São 11 estrofes. Eis o que diz a segunda: "Da minha janela eu avistava/ Uma cidade pequena/ Pouca gente passava nas ruas (...)".
Na oitava estrofe, ainda pendurado na janela de sua infância, Oswald anotou: "Depois entrou no brinquedo/ Um menino grandão/ Foi o primeiro arranha-céu/ Que rodou no meu céu".
Outro verso: "Do quintal eu avistei/ Casas, torres e pontes". E o desfecho: "Hoje a roda cresceu/ Até que bateu no céu/ É gente grande que roda (...).
Súbito, a "pouca gente" de que falava o poema se fez multidão. Enxurradas de homens e mulheres escorrendo pelas calçadas. O "menino grandão", antes solitário, foi ganhando companheiros. Um mais espigado do que o outro. Um monturo de edificações. Impossível contar todas as casas, torres e pontes desde o quintal.
A São Paulo de hoje dói nos olhos. Cansa a vista. A cidade perdeu o horizonte. Ou por outra: seu horizonte se encurtou dramaticamente. Roça-nos a cara. O horizonte é uma parede acinzentada.

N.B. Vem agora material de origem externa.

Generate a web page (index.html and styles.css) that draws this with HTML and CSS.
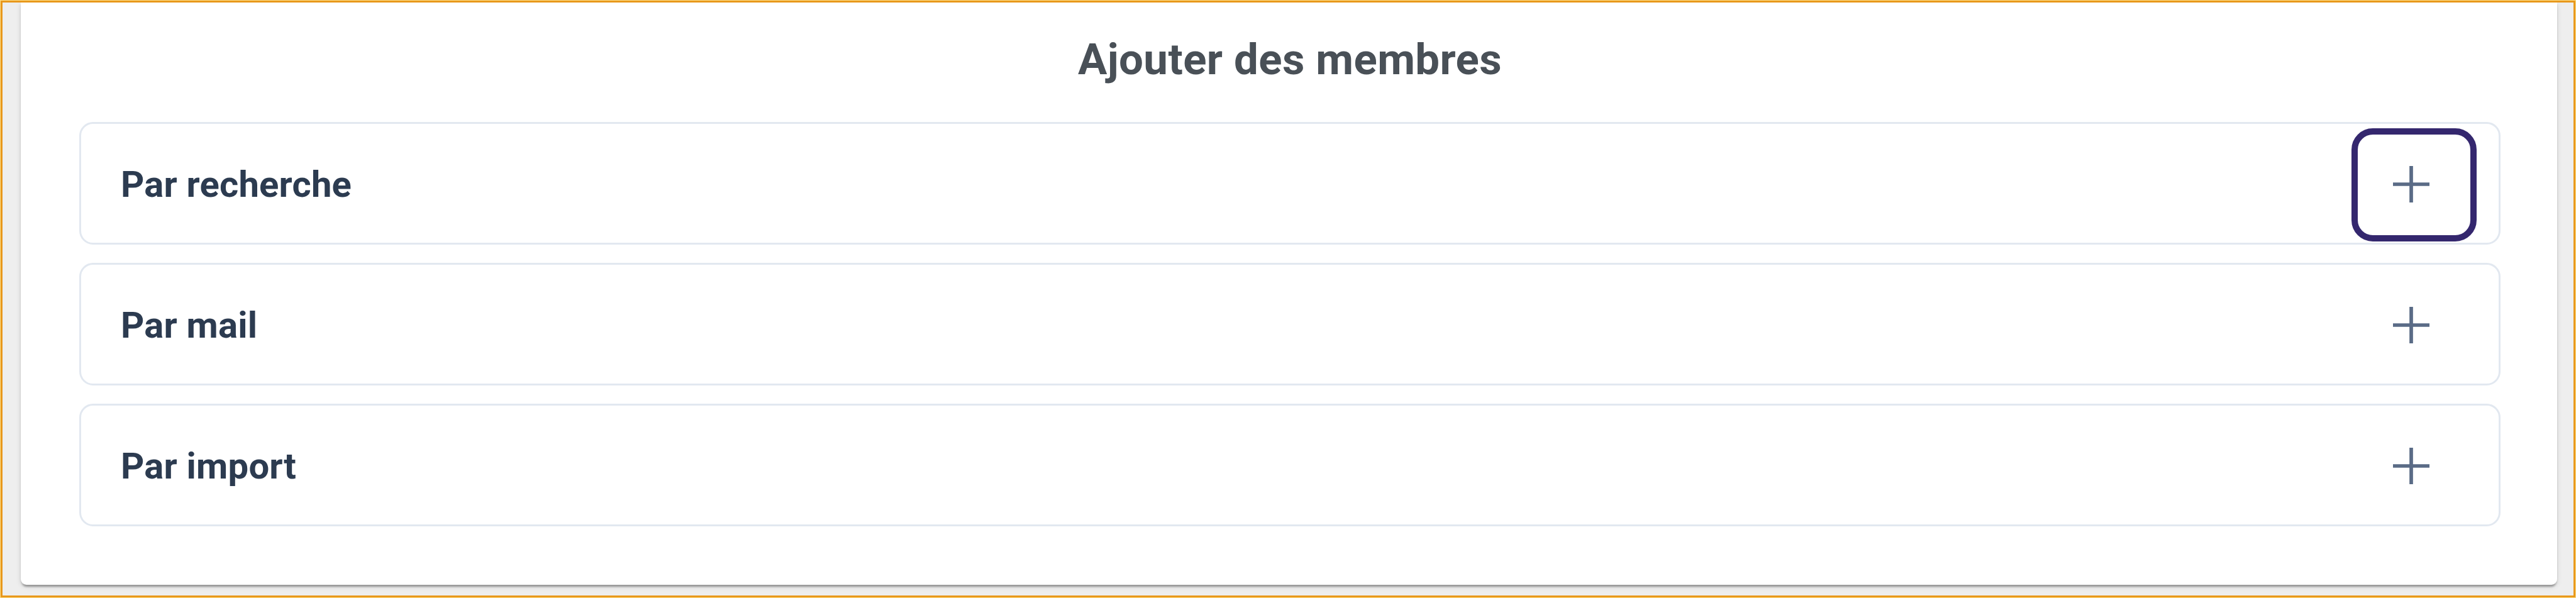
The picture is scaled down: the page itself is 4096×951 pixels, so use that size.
FILE: index.html
```
<!DOCTYPE html>
<html lang="fr">
<head>
    <meta charset="UTF-8">
    <meta name="viewport" content="width=device-width, initial-scale=1.0">
    <title>Ajouter des membres</title>
    <link rel="stylesheet" href="styles.css">
</head>
<body>
    <div class="frame">
        <main class="card">
            <h1>Ajouter des membres</h1>
            <section class="panel">
                <h2>Par recherche</h2>
                <div class="toggle">
                    <svg class="plus" viewBox="0 0 58 58"><path d="M29 0V58M0 29H58"/></svg>
                    <span class="highlight"></span>
                </div>
            </section>
            <section class="panel">
                <h2>Par mail</h2>
                <div class="toggle">
                    <svg class="plus" viewBox="0 0 58 58"><path d="M29 0V58M0 29H58"/></svg>
                </div>
            </section>
            <section class="panel">
                <h2>Par import</h2>
                <div class="toggle">
                    <svg class="plus" viewBox="0 0 58 58"><path d="M29 0V58M0 29H58"/></svg>
                </div>
            </section>
        </main>
    </div>
</body>
</html>
```

FILE: styles.css
```
* {
    box-sizing: border-box;
}
body {
    margin: 0;
    height: 951px;
    border: 1px solid #fde08a;
    font-family: Roboto, Arial, sans-serif;
}
.frame {
    height: 949px;
    border: 3px solid #e8981c;
    background: #eee;
    overflow: hidden;
}
.card {
    display: flex;
    flex-direction: column;
    gap: 29px;
    height: 926px;
    margin: 0 26px 0 29px;
    padding: 0 90px 0 93px;
    background: #fff;
    border-radius: 0 0 9px 9px;
    box-shadow: 0 6px 3px -3px rgba(0, 0, 0, 0.2),
        0 3px 3px 0 rgba(0, 0, 0, 0.14),
        0 3px 8px 0 rgba(0, 0, 0, 0.12);
}
h1, h2 {
    margin: 0;
    font-weight: 700;
}
h1 {
    height: 161px;
    padding-top: 46px;
    text-align: center;
    font-size: 69px;
    line-height: 90px;
    letter-spacing: 0.4px;
    color: #495057;
}
h2 {
    font-size: 58px;
    line-height: 80px;
    letter-spacing: 0.2px;
    color: #2c3b50;
}
.panel {
    display: flex;
    justify-content: space-between;
    align-items: center;
    height: 195px;
    padding: 3px 110px 0 63px;
    border: 3px solid #e2e8f0;
    border-radius: 22px;
}
.toggle {
    position: relative;
    width: 58px;
    height: 58px;
}
.plus {
    display: block;
    width: 58px;
    height: 58px;
    fill: none;
    stroke: #5a6b86;
    stroke-width: 5.7;
}
.highlight {
    position: absolute;
    left: -66px;
    top: -60px;
    width: 199px;
    height: 180px;
    border: 10px solid #34276e;
    border-radius: 34px;
}
```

A São Paulo de hoje dói nos ouvidos. Em outros lugares, o barulho se põe junto com o sol. À noite, os tímpanos são passados a limpo. Aqui o silêncio é uma utopia.
A São Paulo de hoje dói também no nariz. As pessoas não respiram, não cheiram. Elas são como que invadidas por fumaças e odores.
A São Paulo de hoje, 443, velha disforme, não cabe mais na janela de uma criança.